The U.S. Forest Service has denied Minnesota’s request for the research from an aborted federal study about the impacts of copper mining on the Superior National Forest and its Boundary Waters Canoe Area Wilderness.
Department of Natural Resources (DNR) Commissioner Sarah Strommen requested the unreleased research in a letter last month to Bob Lueckel, regional head of the Forest Service in Milwaukee. Her agency needs the research, she wrote, because it is in charge of doing an in-depth environmental review of the copper-nickel mine plan that Twin Metals Minnesota has submitted.
Lueckel responded that the Forest Service study was never completed, reviewed or formally approved and so it won’t give Minnesota the information.
“Not only are the incomplete data and documents deliberative pre-decision materials, but also reliance on potentially irrelevant and unreviewed data and analyses will only hinder our collective efforts to develop a sound environmental analysis of the current proposal,” Lueckel wrote in his letter, dated April 13.
DNR assistant commissioner Jess Richards, who provided a copy of the letter, called the situation “complex.”
“The DNR has not yet determined how we will respond to the USFS letter nor any implications their response may have to our review of the Twin Metals proposal,” Richards said in an interview.
The DNR is early in the process of scoping out what the environmental impact statement will cover. Twin Metals submitted its formal plan for a $1 billion copper-nickel mine just outside the Boundary Waters in December.
The U.S. Forest Service and its umbrella agency, the U.S. Department of Agriculture, have defied multiple demands to release the study and its backup materials, including a request from U.S. Rep. Betty McCollum, D-Minn., chairwoman of a key funding subcommittee. It released 60 blacked-out pages to the Wilderness Society only after that organization sued.
The Forest Service study was nixed in Sept. 2018 after nearly two years of work. The USDA said the analysis didn’t reveal anything new and was a “roadblock” to minerals exploration in the Rainy River Watershed.
That was shortly after the Trump administration reinstated two Twin Metals mineral leases, resurrecting the copper-mine project after the Obama administration refused to renew the leases because of the project’s risk to the Boundary Waters.

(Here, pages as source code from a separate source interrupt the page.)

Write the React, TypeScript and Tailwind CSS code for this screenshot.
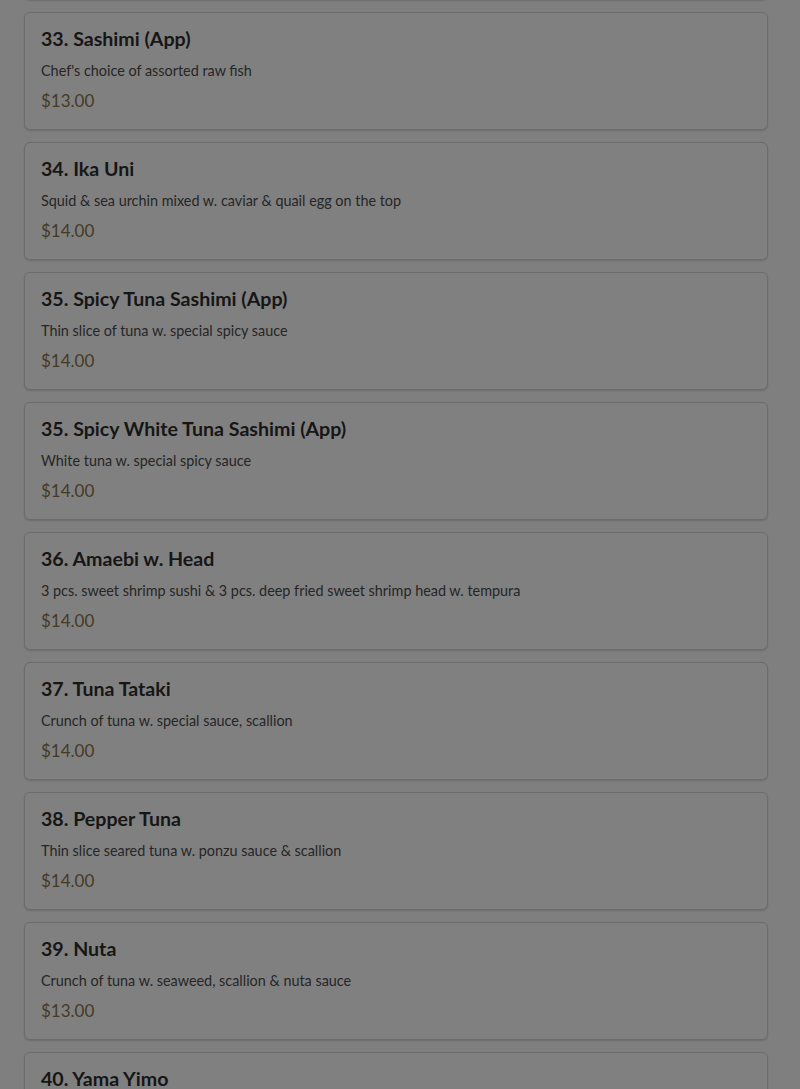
type Item = { name: string; desc?: string; price?: string }

const items: Item[] = [
  { name: '33. Sashimi (App)', desc: "Chef's choice of assorted raw fish", price: '$13.00' },
  { name: '34. Ika Uni', desc: 'Squid & sea urchin mixed w. caviar & quail egg on the top', price: '$14.00' },
  { name: '35. Spicy Tuna Sashimi (App)', desc: 'Thin slice of tuna w. special spicy sauce', price: '$14.00' },
  { name: '35. Spicy White Tuna Sashimi (App)', desc: 'White tuna w. special spicy sauce', price: '$14.00' },
  { name: '36. Amaebi w. Head', desc: '3 pcs. sweet shrimp sushi & 3 pcs. deep fried sweet shrimp head w. tempura', price: '$14.00' },
  { name: '37. Tuna Tataki', desc: 'Crunch of tuna w. special sauce, scallion', price: '$14.00' },
  { name: '38. Pepper Tuna', desc: 'Thin slice seared tuna w. ponzu sauce & scallion', price: '$14.00' },
  { name: '39. Nuta', desc: 'Crunch of tuna w. seaweed, scallion & nuta sauce', price: '$13.00' },
  { name: '40. Yama Yimo' },
]

const cardBox =
  'h-[118px] shrink-0 rounded-md border border-[#6c6c6c] bg-[#808080] shadow-[0_1px_2px_rgba(0,0,0,0.15)]'

function MenuCard({ name, desc, price }: Item) {
  return (
    <div className={cardBox + ' px-4 pt-3'}>
      <h3 className="text-[19.6px] font-bold leading-7 text-[#161616]">{name}</h3>
      {desc && <p className="mt-2 text-[14.4px] leading-5 text-[#262626]">{desc}</p>}
      {price && <p className="mt-2 text-[17px] leading-6 text-[#463a24]">{price}</p>}
    </div>
  )
}

export default function App() {
  return (
    <div className="h-[1089px] overflow-hidden bg-[#7f7f7f] font-['Lato',sans-serif]">
      <div className="-mt-[118px] flex flex-col gap-3 pl-6 pr-8">
        {/* previous card, scrolled off above */}
        <div className={cardBox} />
        {items.map((item, i) => (
          <MenuCard key={i} {...item} />
        ))}
      </div>
    </div>
  )
}
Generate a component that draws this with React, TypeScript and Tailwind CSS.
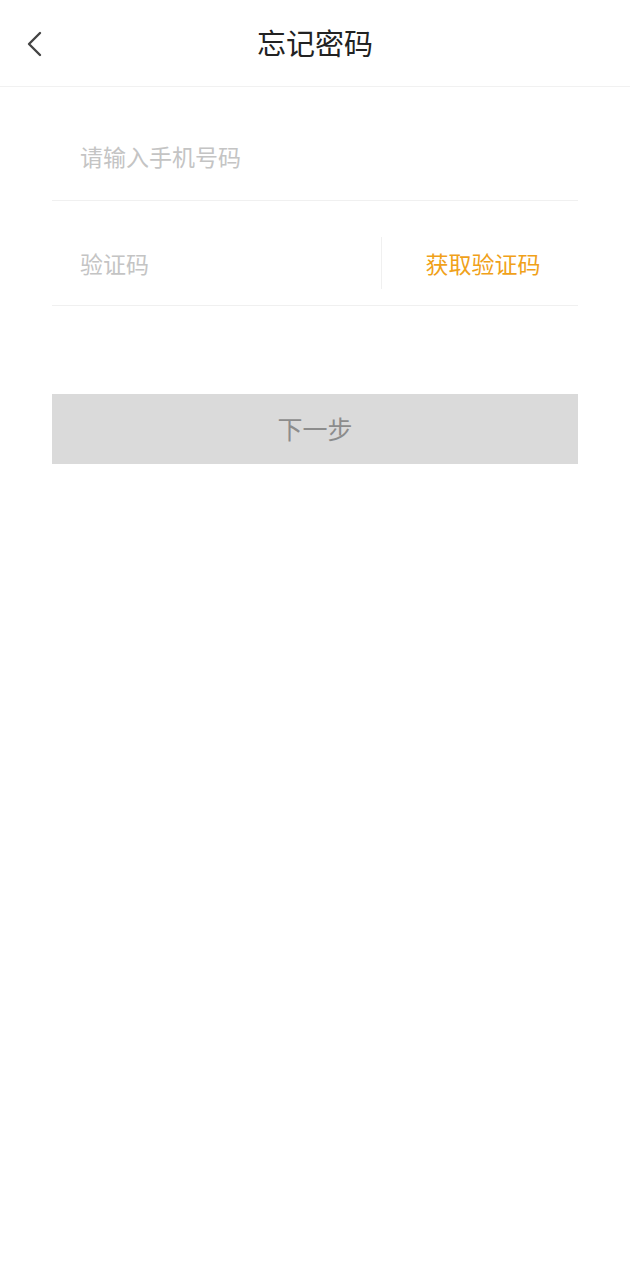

A federal judge has upheld the Trump administration’s decision to reinstate the leases.
Alison Flint, senior legal director for the Wilderness Society, called the Forest Service’s denial disappointing but not “surprising.”
“The Trump administration has gone to extreme ends to bury the canceled withdrawal study and keep its findings from the public,” Flint said.
“As for the rationale that a publicly funded, science-based environmental assessment that was yanked at the 11th hour is somehow privileged, we will battle that one out in court,” she said. “The public, the state of Minnesota, Congress, and other decisionmakers must have access to the information that was prepared with taxpayer dollars by dedicated resource experts at the Forest Service.”
In an e-mail response, McCollum declared that the Forest Service report “will clearly demonstrate that sulfide-ore copper mining in the Superior National Forest will destroy the Boundary Waters Canoe Area Wilderness.”
“The Minnesota DNR should not spend even one dollar of state taxpayer funds reviewing the Twin Metals project until this report is made public,” she said.
Tom Landwehr, executive director of the Campaign to Save the Boundary Waters, called the Forest Service response “extremely disappointing.”
“Is this the right place for a mine at all? That’s what that document was intending to answer,” Landwehr said. “Without that information we are jumping to the middle of the board game ignoring the first critical steps.”